Er zijn volgens Reygadas veel mensen zoals Marcos in Mexico; ontvoering en moord zijn er aan de orde van de dag. ‘Veel mensen zijn slecht opgeleid en hebben geen kans gehad zichzelf te ontwikkelen.’ Maar Marcos is geen slecht mens, vindt Reygadas. Hij heeft alleen nooit geleerd hoe hij zijn problemen op een normale manier kan oplossen. ‘Het systeem bevordert, net zoals de natuur, onrechtvaardigheid. Maar niet alleen voor Marcos, niet alleen voor de armen en minderbedeelden. Uiteindelijk keert de onrechtvaardigheid zich ook tegen de mensen die er in eerste instantie van profiteren, zoals de mooie, rijke Ana. Onrechtvaardigheid is slecht voor iedereen.’

Toch is zijn film niet politiek, zegt Reygadas. En ook niet religieus. ‘Het gaat om de innerlijke strijd van een man. Die leert dat de instanties waarop hij denkt te kunnen vertrouwen, de staat en de kerk, hem ook niet kunnen helpen. Hij moet het zelf doen.’

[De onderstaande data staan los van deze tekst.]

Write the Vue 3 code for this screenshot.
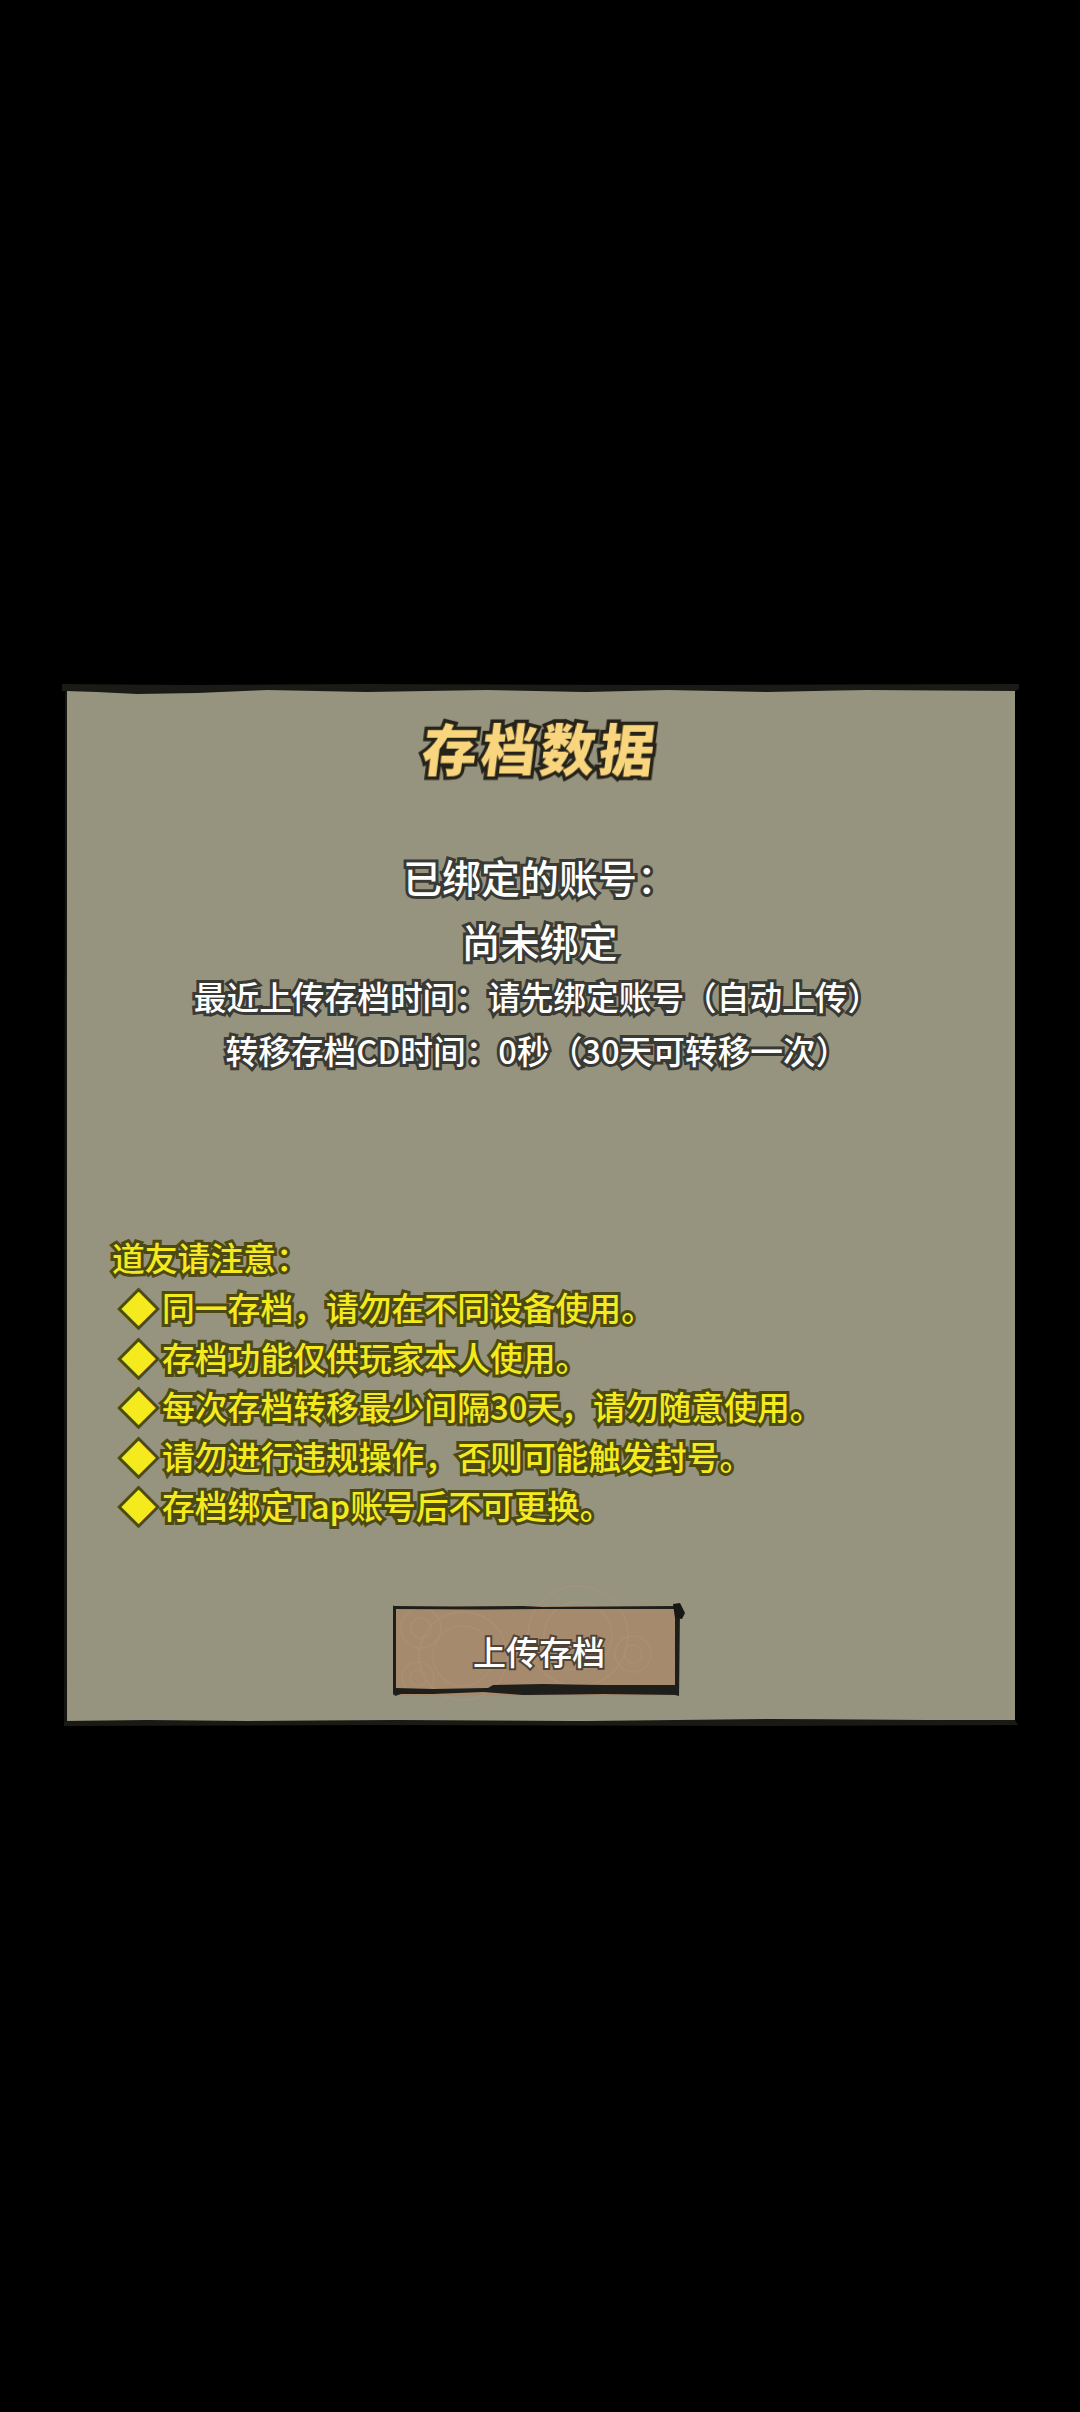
<script setup>
const colon = '\uFF1A'
const comma = '\uFF0C'
const lp = '\uFF08'
const rp = '\uFF09'
const accountLines = [
  { text: '已绑定的账号' + colon, cls: 'big' },
  { text: '尚未绑定', cls: 'big' },
  { text: '最近上传存档时间' + colon + '请先绑定账号' + lp + '自动上传' + rp, cls: 'mid' },
  { text: '转移存档CD时间' + colon + '0秒' + lp + '30天可转移一次' + rp, cls: 'mid' }
]
const head = '道友请注意' + colon
const notices = [
  '同一存档' + comma + '请勿在不同设备使用。',
  '存档功能仅供玩家本人使用。',
  '每次存档转移最少间隔30天' + comma + '请勿随意使用。',
  '请勿进行违规操作' + comma + '否则可能触发封号。',
  '存档绑定Tap账号后不可更换。'
]
</script>

<template>
  <div class="screen">
    <section class="panel">
      <svg class="edges" viewBox="0 0 948 1032" preserveAspectRatio="none" aria-hidden="true">
        <path d="M-5 -6 L120 -5 L300 -6 L620 -5 L952 -6 L952 -1 L948 1 L800 0 L700 2 L600 0 L520 2 L420 0 L300 2 L200 0 L130 3 L70 4 L30 2 L-1 1 L-5 1 Z" fill="#1a1a16" />
        <path d="M-3 1031 L80 1030 L180 1031 L330 1030 L520 1031 L700 1029 L860 1030 L948 1030 L951 1035 L700 1036 L300 1035 L-3 1036 Z" fill="#191915" />
        <path d="M-2 0 L0 0 L0 1032 L-3 1032 Z" fill="#141411" />
      </svg>
      <h1 class="title">存档数据</h1>
      <div class="account">
        <p v-for="l in accountLines" :key="l.text" :class="l.cls">{{ l.text }}</p>
      </div>
      <div class="notice">
        <p class="notice-head">{{ head }}</p>
        <p v-for="n in notices" :key="n" class="notice-row"><span class="diamond">◆</span>{{ n }}</p>
      </div>
      <div class="action">
        <button class="upload">
          <svg class="swirl" viewBox="0 0 287 90" preserveAspectRatio="none" aria-hidden="true">
            <g fill="none" stroke="#b3987b" stroke-width="1.5" opacity="0.4">
              <circle cx="28" cy="22" r="10" /><circle cx="28" cy="22" r="20" />
              <circle cx="70" cy="50" r="30" /><circle cx="70" cy="50" r="44" />
              <circle cx="25" cy="72" r="8" /><circle cx="25" cy="72" r="16" />
              <circle cx="240" cy="48" r="9" /><circle cx="240" cy="48" r="18" />
              <circle cx="185" cy="30" r="34" /><circle cx="185" cy="30" r="50" />
            </g>
          </svg>
          <span>上传存档</span>
          <svg class="ink" viewBox="0 0 287 90" preserveAspectRatio="none" aria-hidden="true">
            <path d="M1 0 L60 0.5 L130 0 L150 1 L285 0 L285 3 L150 3 L90 3.5 L1 3 Z" fill="#1e1e1a" />
            <path d="M0 -1 L3 3 L3 86 L0 89 Z" fill="#1e1e1a" />
            <path d="M282 0 L287 2 L286 90 L282 89 Z" fill="#1e1e1a" />
            <path d="M280 -2 L287 -3 L290 3 L292 7 L289 13 L282 12 Z" fill="#171713" />
            <path d="M3 82 L40 83 L95 82 L100 79 L150 78 L210 79 L285 79 L286 89 L210 88 L130 89 L90 86 L40 88 L8 88 L2 90 L0 86 Z" fill="#1e1e1a" />
          </svg>
        </button>
      </div>
    </section>
  </div>
</template>

<style scoped>
.screen {
  width: 1080px;
  height: 2412px;
  background: #000;
  padding-top: 690px;
  box-sizing: border-box;
  font-family: "Noto Sans CJK SC", "Noto Sans", sans-serif;
}
.panel {
  position: relative;
  width: 948px;
  height: 1032px;
  margin-left: 67px;
  background: #96937f;
  display: flex;
  flex-direction: column;
  filter: blur(0.6px);
}
.edges {
  position: absolute;
  inset: 0;
  width: 100%;
  height: 100%;
  overflow: visible;
}
p, h1 { margin: 0; }
.title {
  margin-top: 19px;
  height: 76px;
  line-height: 76px;
  text-align: center;
  font-size: 55px;
  font-weight: 900;
  color: #f9d57e;
  letter-spacing: 4px;
  -webkit-text-stroke: 7px #26241a;
  paint-order: stroke fill;
  transform: skewX(-7deg);
}
.account {
  margin-top: 59px;
  padding-right: 3px;
  text-align: center;
  color: #fff;
  -webkit-text-stroke: 6px #3a3a34;
  paint-order: stroke fill;
  font-weight: 500;
}
.big { font-size: 39px; height: 64px; line-height: 64px; }
.big + .mid { margin-top: -3px; }
.mid { font-size: 32.7px; height: 54px; line-height: 54px; padding-right: 5px; }
.notice {
  margin-top: 155px;
  margin-left: 45px;
  color: #f4ea1e;
  font-size: 32.8px;
  font-weight: 500;
  -webkit-text-stroke: 6px #4c4a12;
  paint-order: stroke fill;
}
.notice-head { height: 50px; line-height: 50px; }
.notice-row { height: 49.5px; line-height: 49.5px; display: flex; }
.diamond { width: 50px; padding-left: 9px; box-sizing: border-box; font-size: 35px; }
.action {
  display: flex;
  justify-content: center;
  margin-top: 76px;
  padding-right: 10px;
}
.upload {
  position: relative;
  width: 287px;
  height: 90px;
  padding: 0 0 0 6px;
  border: 0;
  background: #a58a6e;
  color: #fff;
  font-family: inherit;
  font-size: 33px;
  font-weight: 500;
  display: flex;
  align-items: center;
  justify-content: center;
}
.upload span {
  position: relative;
  -webkit-text-stroke: 4px #4f4338;
  paint-order: stroke fill;
}
.swirl, .ink {
  position: absolute;
  inset: 0;
  width: 100%;
  height: 100%;
  overflow: visible;
}
</style>

<style>
html, body { background: #000; }
</style>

Reygadas zwijgt een moment. Dan zegt hij het vreemd te vinden dat mensen altijd overal de exacte betekenis van willen weten. ‘Waarom klinkt er muziek van Bach bij de scène bij het benzinestation; wat betekent de titel; waarom hoor je de klokken niet luiden aan het einde van de film; is de film politiek? Die vragen worden me telkens weer gesteld, maar wat maakt het uit? Iemand legde mij uit dat Ana knielt alsof ze in de kerk is. Zo had ik het niet gezien, maar misschien heb ik er onbewust wel aan gedacht. Sommige mensen zien de fellatio-scène als een verbeelding van de klassenstrijd – dat vind ik óók een interessante gedachte. Mensen zijn zo bang dat ze iets missen, maar dat is helemaal niet aan de orde. De mening van de kijker is net zo belangrijk als die van mij: je moet voelen, vergeten waar je bent, je gedachten de vrije loop laten.’

Hij lacht: ‘Eigenlijk zou ik helemaal niets over mijn films moeten zeggen. Helaas lukt het me niet; ik hoor mezelf te graag praten.’

Batalla en el cielo van Carlos Reygadas, vrijdag 8 juni 23,55 uur, Nederland 2.